*Dataset rows:*
-.-.-
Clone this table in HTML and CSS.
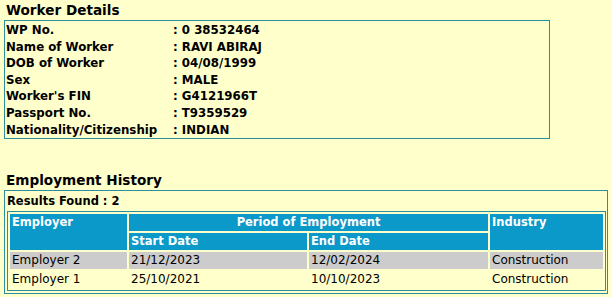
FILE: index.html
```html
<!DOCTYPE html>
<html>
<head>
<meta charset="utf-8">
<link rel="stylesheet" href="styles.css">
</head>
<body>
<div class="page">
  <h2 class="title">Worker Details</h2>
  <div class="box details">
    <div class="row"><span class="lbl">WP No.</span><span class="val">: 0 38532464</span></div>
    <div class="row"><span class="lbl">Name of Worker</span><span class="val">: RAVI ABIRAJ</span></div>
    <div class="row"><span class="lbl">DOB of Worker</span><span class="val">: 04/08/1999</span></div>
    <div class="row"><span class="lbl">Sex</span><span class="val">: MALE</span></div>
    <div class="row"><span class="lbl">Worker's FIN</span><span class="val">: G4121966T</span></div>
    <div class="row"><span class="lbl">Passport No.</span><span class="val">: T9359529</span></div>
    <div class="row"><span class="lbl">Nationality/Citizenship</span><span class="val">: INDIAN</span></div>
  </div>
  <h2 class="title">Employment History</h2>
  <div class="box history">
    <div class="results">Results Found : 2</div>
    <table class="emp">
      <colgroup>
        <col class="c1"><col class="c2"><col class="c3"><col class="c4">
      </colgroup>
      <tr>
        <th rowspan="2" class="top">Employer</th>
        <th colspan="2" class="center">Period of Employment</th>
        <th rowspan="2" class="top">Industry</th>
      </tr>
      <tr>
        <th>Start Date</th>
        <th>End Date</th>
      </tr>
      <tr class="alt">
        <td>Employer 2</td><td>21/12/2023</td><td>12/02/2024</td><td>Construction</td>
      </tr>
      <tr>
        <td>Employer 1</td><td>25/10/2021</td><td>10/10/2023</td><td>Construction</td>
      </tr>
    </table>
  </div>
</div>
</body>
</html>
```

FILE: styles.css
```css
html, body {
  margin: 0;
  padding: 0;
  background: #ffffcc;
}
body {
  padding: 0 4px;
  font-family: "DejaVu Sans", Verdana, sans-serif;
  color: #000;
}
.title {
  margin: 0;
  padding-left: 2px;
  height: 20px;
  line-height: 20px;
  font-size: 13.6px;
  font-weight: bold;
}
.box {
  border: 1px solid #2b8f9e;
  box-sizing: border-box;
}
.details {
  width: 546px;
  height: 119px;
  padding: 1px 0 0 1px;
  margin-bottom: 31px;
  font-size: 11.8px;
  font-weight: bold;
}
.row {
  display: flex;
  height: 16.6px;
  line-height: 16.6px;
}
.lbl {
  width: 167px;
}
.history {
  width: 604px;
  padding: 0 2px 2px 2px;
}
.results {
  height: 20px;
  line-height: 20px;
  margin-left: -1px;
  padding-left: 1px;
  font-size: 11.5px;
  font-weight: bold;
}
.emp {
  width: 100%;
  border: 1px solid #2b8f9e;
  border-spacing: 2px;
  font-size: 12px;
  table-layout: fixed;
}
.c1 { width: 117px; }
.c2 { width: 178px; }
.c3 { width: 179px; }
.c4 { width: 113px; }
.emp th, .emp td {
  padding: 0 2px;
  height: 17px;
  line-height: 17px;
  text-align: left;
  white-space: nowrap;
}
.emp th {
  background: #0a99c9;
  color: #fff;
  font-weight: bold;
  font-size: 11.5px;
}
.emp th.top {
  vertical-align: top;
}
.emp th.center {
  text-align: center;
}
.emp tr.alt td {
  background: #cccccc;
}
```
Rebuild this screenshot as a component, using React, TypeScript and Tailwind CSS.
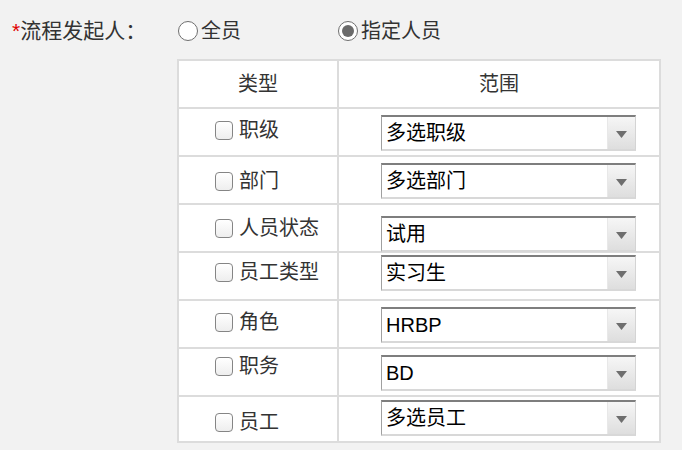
-.-.-
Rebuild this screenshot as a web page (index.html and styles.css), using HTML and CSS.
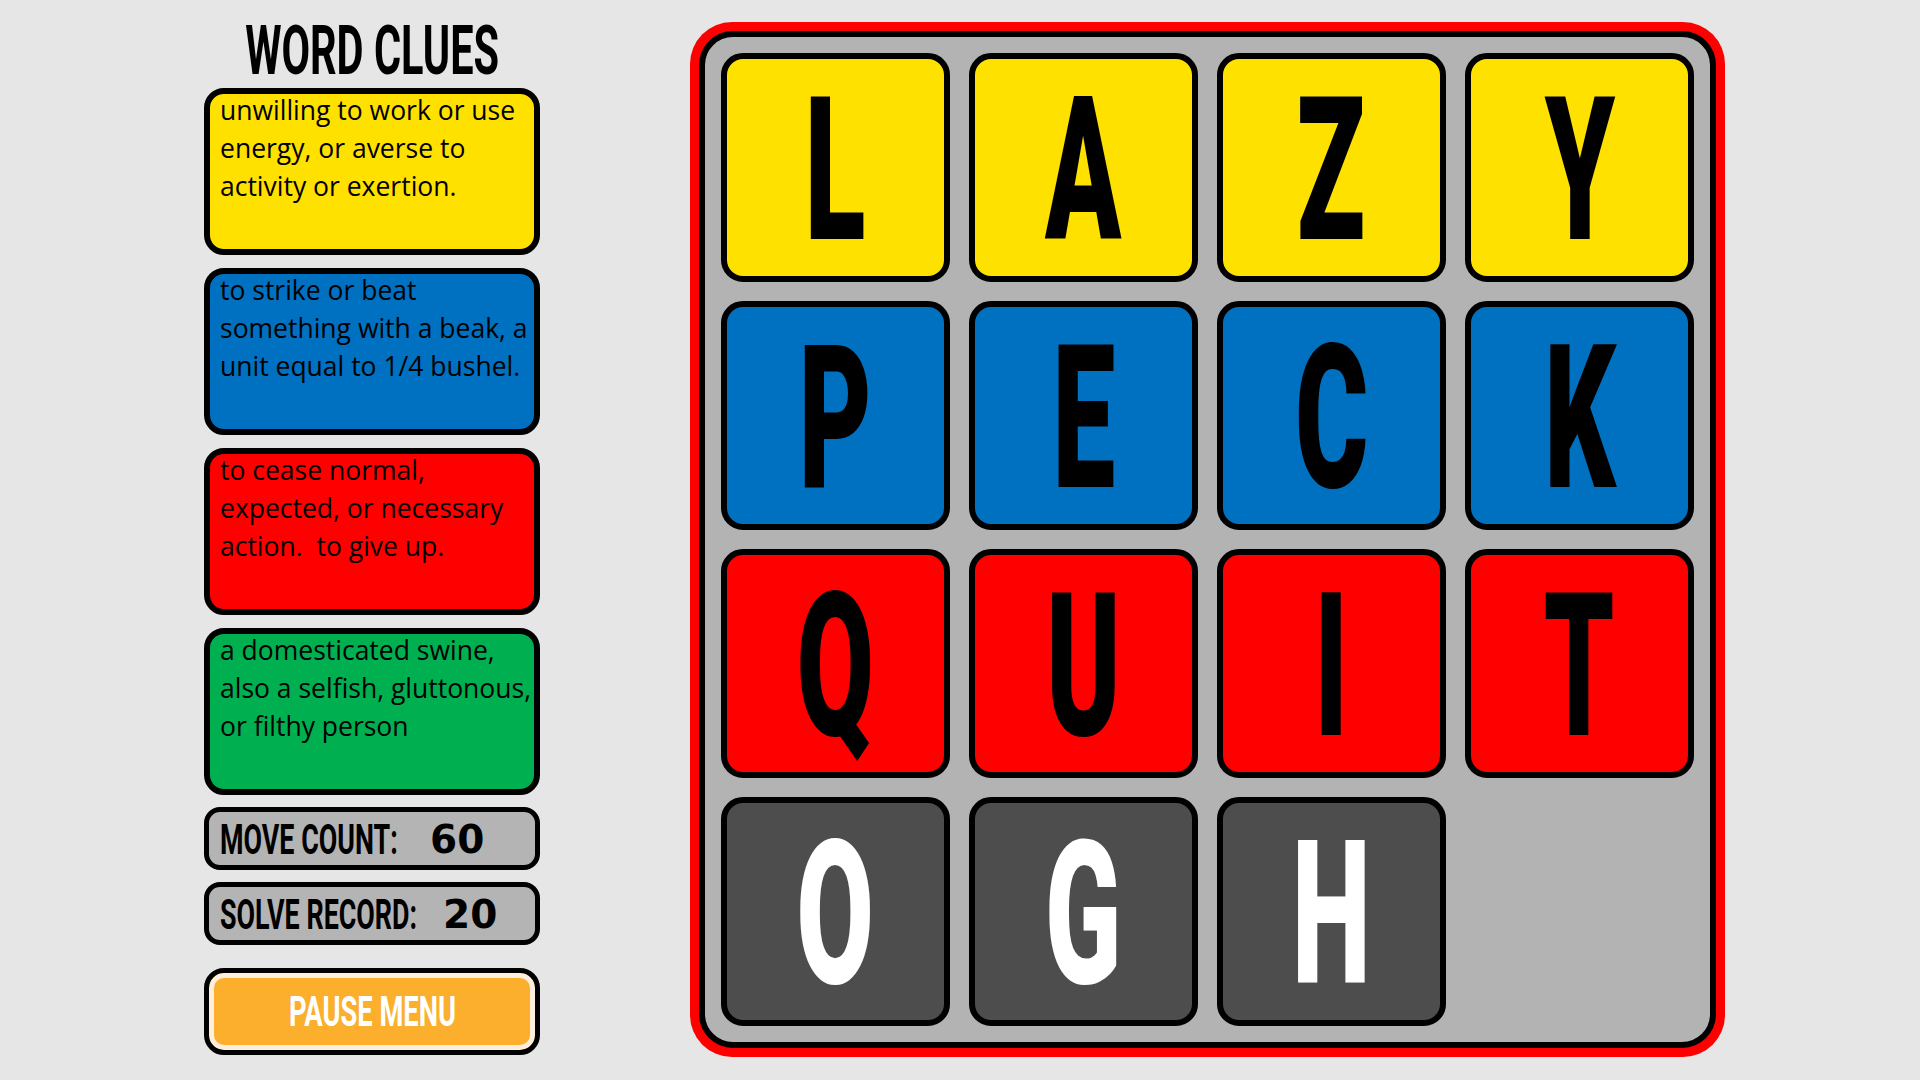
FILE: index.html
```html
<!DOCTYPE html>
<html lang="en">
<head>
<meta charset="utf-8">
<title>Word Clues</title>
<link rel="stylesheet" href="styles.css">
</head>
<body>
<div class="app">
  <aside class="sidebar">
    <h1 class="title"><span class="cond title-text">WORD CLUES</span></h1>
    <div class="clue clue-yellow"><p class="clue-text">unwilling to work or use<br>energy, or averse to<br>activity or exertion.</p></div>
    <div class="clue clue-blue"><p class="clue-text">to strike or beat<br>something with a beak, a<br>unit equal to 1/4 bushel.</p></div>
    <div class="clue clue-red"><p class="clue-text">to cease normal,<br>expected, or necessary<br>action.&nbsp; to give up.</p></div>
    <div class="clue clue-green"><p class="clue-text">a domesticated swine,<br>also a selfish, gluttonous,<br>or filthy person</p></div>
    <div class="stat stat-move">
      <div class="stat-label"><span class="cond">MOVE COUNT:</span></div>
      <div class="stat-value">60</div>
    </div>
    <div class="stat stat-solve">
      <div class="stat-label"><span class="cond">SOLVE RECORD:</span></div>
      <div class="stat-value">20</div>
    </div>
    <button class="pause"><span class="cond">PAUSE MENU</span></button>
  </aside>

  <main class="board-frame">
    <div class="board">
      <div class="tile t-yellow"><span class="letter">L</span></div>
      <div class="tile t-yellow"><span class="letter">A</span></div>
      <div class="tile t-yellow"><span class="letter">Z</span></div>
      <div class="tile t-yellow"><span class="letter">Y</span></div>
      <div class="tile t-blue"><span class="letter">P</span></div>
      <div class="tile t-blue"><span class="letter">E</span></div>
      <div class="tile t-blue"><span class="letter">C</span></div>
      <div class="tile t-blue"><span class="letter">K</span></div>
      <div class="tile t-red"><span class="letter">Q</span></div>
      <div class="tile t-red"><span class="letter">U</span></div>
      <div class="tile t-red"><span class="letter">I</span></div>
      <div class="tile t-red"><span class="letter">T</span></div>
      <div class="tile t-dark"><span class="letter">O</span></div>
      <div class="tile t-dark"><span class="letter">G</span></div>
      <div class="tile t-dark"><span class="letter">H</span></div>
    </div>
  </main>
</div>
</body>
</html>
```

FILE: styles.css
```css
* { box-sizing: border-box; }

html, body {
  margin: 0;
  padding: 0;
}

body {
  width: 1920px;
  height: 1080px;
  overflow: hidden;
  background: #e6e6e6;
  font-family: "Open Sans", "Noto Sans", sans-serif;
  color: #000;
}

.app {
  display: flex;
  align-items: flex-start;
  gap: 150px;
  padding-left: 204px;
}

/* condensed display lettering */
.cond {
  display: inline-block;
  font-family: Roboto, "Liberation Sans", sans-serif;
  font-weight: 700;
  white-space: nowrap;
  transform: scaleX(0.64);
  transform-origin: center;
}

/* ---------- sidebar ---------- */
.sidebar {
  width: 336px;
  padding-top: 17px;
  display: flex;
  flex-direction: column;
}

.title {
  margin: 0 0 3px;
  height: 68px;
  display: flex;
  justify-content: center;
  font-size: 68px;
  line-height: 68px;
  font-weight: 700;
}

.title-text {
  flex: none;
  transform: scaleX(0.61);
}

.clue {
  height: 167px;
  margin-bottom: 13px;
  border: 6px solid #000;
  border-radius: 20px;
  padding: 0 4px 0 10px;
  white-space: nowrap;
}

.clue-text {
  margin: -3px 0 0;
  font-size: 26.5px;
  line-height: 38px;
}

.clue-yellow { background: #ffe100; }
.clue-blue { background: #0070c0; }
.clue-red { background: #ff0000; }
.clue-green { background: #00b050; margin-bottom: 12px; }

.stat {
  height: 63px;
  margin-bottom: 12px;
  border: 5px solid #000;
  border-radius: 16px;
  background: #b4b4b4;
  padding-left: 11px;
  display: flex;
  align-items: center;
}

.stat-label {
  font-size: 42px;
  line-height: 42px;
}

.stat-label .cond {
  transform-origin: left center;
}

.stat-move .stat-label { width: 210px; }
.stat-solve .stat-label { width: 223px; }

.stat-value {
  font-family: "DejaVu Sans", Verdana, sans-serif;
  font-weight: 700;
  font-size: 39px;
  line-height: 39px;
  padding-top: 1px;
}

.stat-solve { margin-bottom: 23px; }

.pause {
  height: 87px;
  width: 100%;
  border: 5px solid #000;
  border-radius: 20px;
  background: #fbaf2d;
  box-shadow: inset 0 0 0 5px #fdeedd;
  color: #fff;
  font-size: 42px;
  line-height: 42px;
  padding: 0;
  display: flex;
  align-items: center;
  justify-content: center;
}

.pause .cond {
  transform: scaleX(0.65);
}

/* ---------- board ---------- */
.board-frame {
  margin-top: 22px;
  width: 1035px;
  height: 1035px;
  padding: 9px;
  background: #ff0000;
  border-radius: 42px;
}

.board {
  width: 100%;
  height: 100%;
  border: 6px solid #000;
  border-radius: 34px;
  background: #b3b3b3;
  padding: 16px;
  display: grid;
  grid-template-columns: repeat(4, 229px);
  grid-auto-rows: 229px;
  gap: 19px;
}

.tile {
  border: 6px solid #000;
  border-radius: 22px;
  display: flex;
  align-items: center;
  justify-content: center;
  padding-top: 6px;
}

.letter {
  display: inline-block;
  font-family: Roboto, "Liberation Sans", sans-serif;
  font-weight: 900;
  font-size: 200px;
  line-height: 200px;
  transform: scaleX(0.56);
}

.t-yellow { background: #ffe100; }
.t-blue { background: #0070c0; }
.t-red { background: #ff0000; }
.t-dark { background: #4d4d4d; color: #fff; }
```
-.-.-
*WORK REQUIRED:* Only lines with the string "this" belong in your answer; copy each one.

*THE OUTPUT:*
Clone this table in HTML and CSS.
Rebuild this screenshot as a component, using React, TypeScript and Tailwind CSS.
Rebuild this screenshot as a web page (index.html and styles.css), using HTML and CSS.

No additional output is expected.